Externally referenced objects, XRef objects, appear in your main (current) scene, but are actually referenced from external 3ds Max files.
Source objects are protected from modifications you make to the XRef objects. Updates or changes made to the source objects are also updated in the main file when you reload the source scene. However, if an XRef object’s entities are merged, the controls are local and can be modified. Therefore, they no longer reference the original attributes.
For example, if you set the Modifiers option of the XRef Objects dialog to XRef or Ignore, the only entry in the modifier stack will be “XRef Object.” You can add additional modifiers to the object, but you cannot access the original ones unless you merge the XRef object into the scene. If you merge the modifiers into the main scene, you can edit them in the stack. However, changes that you make to the modifier stack in the main file have no effect in the source file.

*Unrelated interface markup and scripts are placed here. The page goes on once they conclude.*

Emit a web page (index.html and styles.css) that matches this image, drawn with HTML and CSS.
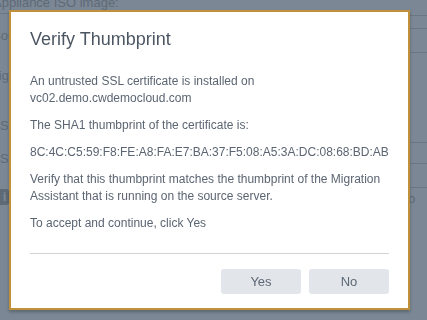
FILE: index.html
```html
<!DOCTYPE html>
<html lang="en">

<head>
  <meta charset="UTF-8">
  <title>Verify Thumbprint</title>
  <link rel="stylesheet" href="styles.css">
</head>

<body>
  <div class="page">
    <div class="col-left">
      <div class="lbl lbl-top">Appliance ISO image:</div>
      <div class="lbl lbl-a">Source</div>
      <div class="lbl lbl-b">Migration</div>
      <div class="lbl lbl-c">SSO</div>
      <div class="lbl lbl-d">SSO</div>
      <div class="info">i</div>
    </div>
    <div class="col-mid"></div>
    <div class="col-right">
      <div class="ln ln-1"></div>
      <div class="ln ln-2"></div>
      <div class="ln ln-3"></div>
      <div class="ln ln-4"></div>
      <div class="ln ln-5"></div>
      <div class="ln ln-6"></div>
      <div class="tail">All b</div>
    </div>
  </div>

  <div class="modal">
    <h2 class="modal-title">Verify Thumbprint</h2>

    <div class="modal-body">
      <p>An untrusted SSL certificate is installed on<br>vc02.demo.cwdemocloud.com</p>
      <p>The SHA1 thumbprint of the certificate is:</p>
      <p>8C:4C:C5:59:F8:FE:A8:FA:E7:BA:37:F5:08:A5:3A:DC:08:68:BD:AB</p>
      <p>Verify that this thumbprint matches the thumbprint of the Migration Assistant that is running on the source server.</p>
      <p>To accept and continue, click Yes</p>
    </div>

    <div class="modal-footer">
      <button class="btn">Yes</button>
      <button class="btn">No</button>
    </div>
  </div>
</body>

</html>
```

FILE: styles.css
```css
body {
  margin: 0;
  padding: 0;
  font-family: 'Liberation Sans', Arial, sans-serif;
  background-color: #7b8794;
  color: #5d6875;
  overflow: hidden;
}

/* faded page behind the dialog */
.page {
  height: 320px;
  display: grid;
  grid-template-columns: 120px 1fr 30px;
  font-size: 13px;
  color: #5f6a77;
}

.col-left {
  display: flex;
  flex-direction: column;
  white-space: nowrap;
}

.lbl {
  line-height: 14px;
}

.lbl-top {
  margin-top: -4px;
  margin-left: -7px;
  padding-bottom: 3px;
  border-bottom: 1px solid #6c7784;
}

.lbl-a {
  margin-top: 15px;
  margin-left: -8px;
}

.lbl-b {
  margin-top: 26px;
  margin-left: -12px;
}

.lbl-c {
  margin-top: 36px;
}

.lbl-d {
  margin-top: 19px;
}

.info {
  width: 9px;
  height: 16px;
  margin-top: 23px;
  border-radius: 0 3px 3px 0;
  background-color: #5f6a77;
  color: #7b8794;
  font-weight: bold;
  text-align: center;
  line-height: 16px;
}

.col-right {
  display: flex;
  flex-direction: column;
  white-space: nowrap;
}

.ln {
  border-bottom: 1px solid #6c7784;
}

.ln-1 {
  height: 15px;
}

.ln-2 {
  height: 12px;
}

.ln-3 {
  height: 23px;
}

.ln-4 {
  height: 89px;
}

.ln-5 {
  height: 20px;
}

.ln-6 {
  height: 23px;
}

.tail {
  margin-top: 4px;
  margin-left: -7px;
  line-height: 14px;
}

/* dialog */
.modal {
  position: fixed;
  left: 9px;
  top: 10px;
  width: 359px;
  height: 296px;
  padding: 0 19px;
  background-color: #fff;
  border: 2px solid #c1903a;
  box-shadow: 0 2px 3px rgba(0, 0, 0, 0.25);
  display: flex;
  flex-direction: column;
}

.modal-title {
  margin: 16px 0 0;
  font-size: 18px;
  font-weight: normal;
  color: #4c5663;
  line-height: 22px;
}

.modal-body {
  margin-top: 23px;
  font-size: 12px;
  line-height: 17px;
  color: #5b6572;
  border-bottom: 1px solid #d3d3d3;
  padding-bottom: 21px;
}

.modal-body p {
  margin: 0 0 10px;
}

.modal-body p:last-child {
  margin-bottom: 0;
}

.modal-footer {
  display: flex;
  justify-content: flex-end;
  gap: 8px;
  margin-top: 15px;
}

.btn {
  width: 80px;
  height: 25px;
  border: none;
  border-radius: 3px;
  background-color: #e2e6ea;
  color: #5d6774;
  font-family: 'Liberation Sans', Arial, sans-serif;
  font-size: 13px;
  cursor: pointer;
}
```
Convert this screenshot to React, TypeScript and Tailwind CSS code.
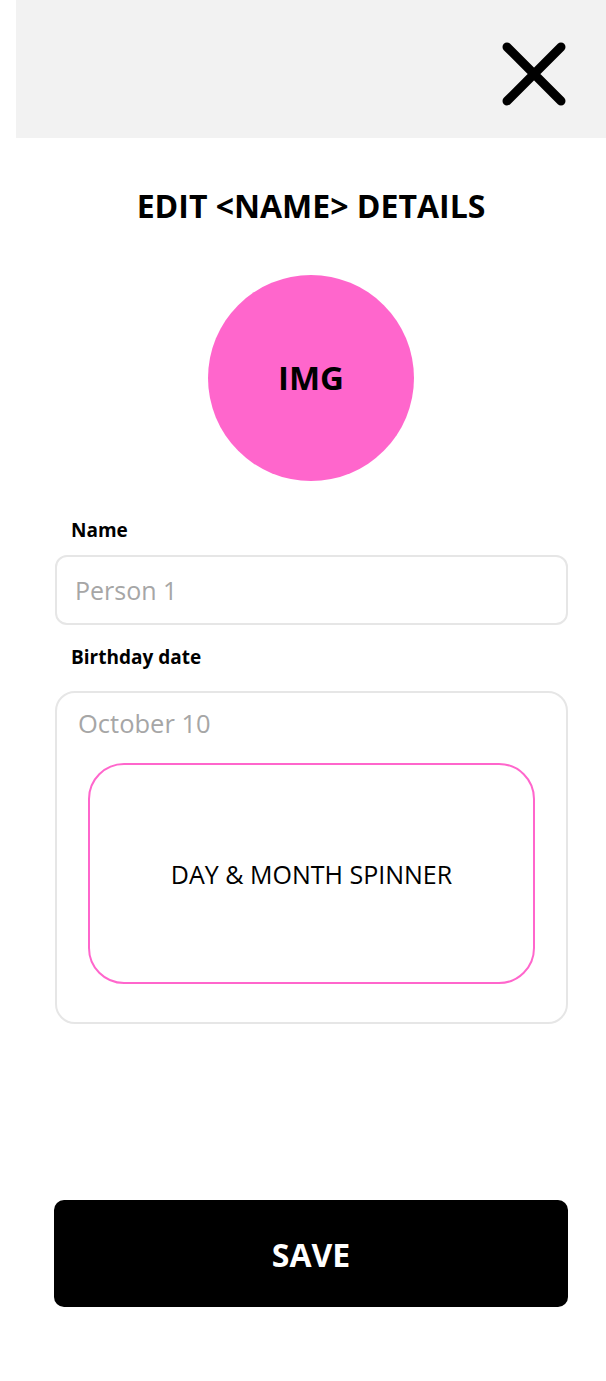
import React from "react";

export default function App() {
  return (
    <div className="w-[606px] h-[1381px] bg-white pl-[16px] font-['Open_Sans',sans-serif] text-black">
      <div className="flex flex-col">
        {/* Header */}
        <div className="h-[138px] bg-[#f2f2f2] flex justify-end items-start pt-[42px] pr-[40px]">
          <svg width="64" height="64" viewBox="0 0 64 64" fill="none">
            <path d="M5 5 L59 59 M59 5 L5 59" stroke="#000" strokeWidth="9" strokeLinecap="round" />
          </svg>
        </div>

        {/* Title */}
        <h1 className="mt-[46px] h-[44px] leading-[44px] text-center text-[32px] font-bold">
          EDIT &lt;NAME&gt; DETAILS
        </h1>

        {/* Avatar */}
        <div className="mt-[47px] flex justify-center">
          <div className="w-[206px] h-[206px] rounded-full bg-[#ff66cc] flex items-center justify-center">
            <span className="text-[33px] font-bold">IMG</span>
          </div>
        </div>

        {/* Form */}
        <div className="ml-[39px] mr-[38px] flex flex-col">
          <label className="mt-[35px] h-[28px] leading-[28px] pl-[16px] text-[19px] font-bold">Name</label>
          <div className="mt-[11px] h-[70px] rounded-[12px] border-2 border-[#e6e6e6] flex items-center pl-[18px] pt-[2px]">
            <span className="text-[25px] text-[#a6a6a6]">Person 1</span>
          </div>

          <label className="mt-[18px] h-[28px] leading-[28px] pl-[16px] text-[19px] font-bold">Birthday date</label>
          <div className="mt-[20px] h-[333px] rounded-[20px] border-2 border-[#e6e6e6] flex flex-col px-[31px]">
            <div className="h-[60px] flex items-center -ml-[10px]">
              <span className="text-[25.5px] text-[#a6a6a6]">October 10</span>
            </div>
            <div className="mt-[10px] h-[221px] rounded-[36px] border-2 border-[#ff66cc] flex items-center justify-center pt-[2px]">
              <span className="text-[25px]">DAY &amp; MONTH SPINNER</span>
            </div>
          </div>
        </div>

        {/* Save */}
        <div className="mt-[176px] ml-[38px] mr-[38px]">
          <button className="w-full h-[107px] rounded-[10px] bg-black text-white text-[32px] font-bold pt-[2px]">
            SAVE
          </button>
        </div>
      </div>
    </div>
  );
}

An externally referenced object can be animated in the main file only if its transform controller has been merged. In other words, no animation can be added or blended with an XRef controller. However, an offset can be added, but it then applies to the whole animation, and the offset cannot be animated.
Transforms and manipulators in your source file will be treated according to the Merge Transforms and Merge Manipulators setting in the XRef Objects dialog.
Objects in a scene can be XRefs from other scenes. They can be transformed and positioned in the scene using a local offset.
When an XRef object is loaded into the main file, it can have an XRef material as well as an XRef controller assigned to it. You can either merge the material and transform information or you can maintain it as a live connection with the source file.
XRef objects can be modified or transformed in your main scene just like any other object. XRef objects also allow the use of proxy objects to stand in or substitute for geometry. Use XRef objects to manage the complexity of your main scene during animation by substituting “lightweight” proxy objects for more complex geometry.
You can create a proxy by simplifying a clone of your existing model or you can build simple substitute objects like boxes or cylinders, or you can save a copy of the model in the early stages of modeling before you add the detail. You can even use an object from another scene.
A proxy object is substituted in the scene, but the reference to the real object is always available.
Choosing XRef Objects displays the XRef Objects dialog, where you add externally referenced objects, transforms, and materials to your main scene, and control their visibility, merge states, and other options.
If your XRef object relies on another object in the source scene, the relationship will not be automatically preserved in the destination file. Examples of this include objects with path constraints, atmospherics, particle arrays with object emitters, or space warps bound to an object. To preserve the relationship between the source objects in the main file, in the XRef Merge dialog, enable Display Influences and select the object's influences. Objects that influence each other must be referenced in the same record to maintain the relationship.